The use of such a lens allows imaging to be achieved with a wide tolerance of distance between mask and photoresist, while achieving extreme resolution enhancement by use of surface plasmon interference, e.g., a half-pitch of 25 nm with 436 nm wavelength. The perfect lens effect is only effective for certain conditions, but allows a resolution roughly equal to the layer thickness.

Hence a sub-10 nm resolution appears feasible with this approach as well.

The use of surface plasmon interference gives an edge over other lithography techniques, as the number of mask features can be much less than the number of features in the desired image, making the mask easier to fabricate and inspect.

While silver is the most commonly used metal for demonstrating surface plasmons for lithography, aluminum has also been used at 365 nm wavelength.

While these resolution enhancement techniques allow 10 nm features to be contemplated, other factors must be considered for practical implementation. The most fundamental limitation appears to be photoresist roughness, which becomes predominant for shorter sub-wavelength periods where only the zeroth diffraction order is expected to propagate. All the pattern details are in this case conveyed by the evanescent waves, which decay more rapidly for finer resolution. As a result, the photoresist's inherent roughness following development can become more significant than the pattern.
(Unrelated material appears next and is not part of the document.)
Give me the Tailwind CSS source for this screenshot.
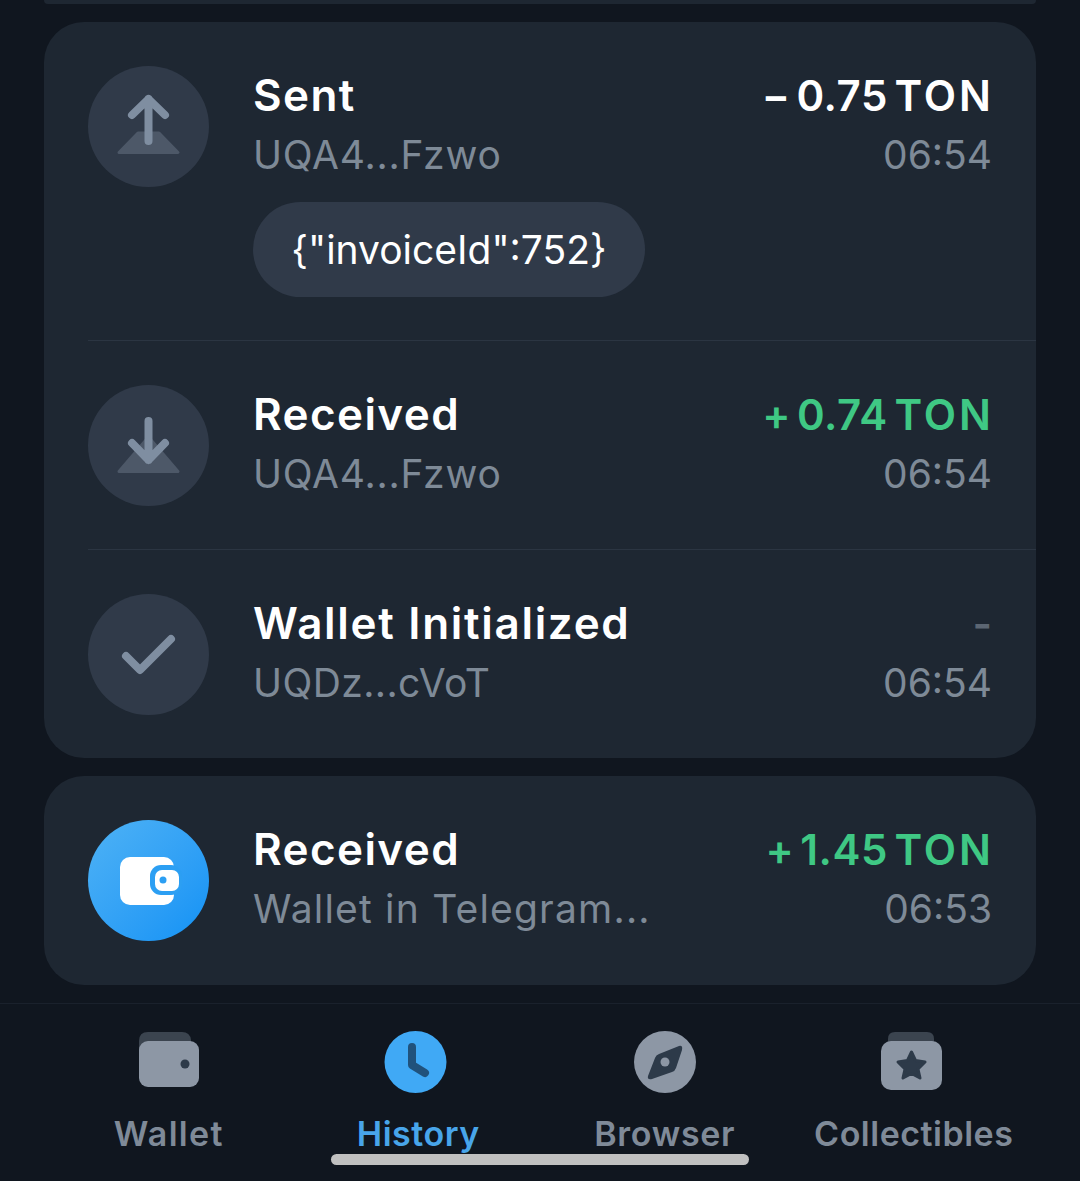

==Defect and contamination issues==

As with any technology that relies on surface contact, defects are a strong concern. Defects are particularly detrimental to contact lithography in two respects. First, a hard defect can widen the gap between the mask and the substrate. This can easily cause images based on evanescent waves or surface plasmon interference to disappear. Second, smaller, softer defects attached to the metal surface of the mask may not disturb the gap but can still alter the evanescent wave distribution or destroy the surface plasmon interference condition.

Oxidation of the metal surface also destroys plasmon resonance conditions (as the oxide surface is not a metal).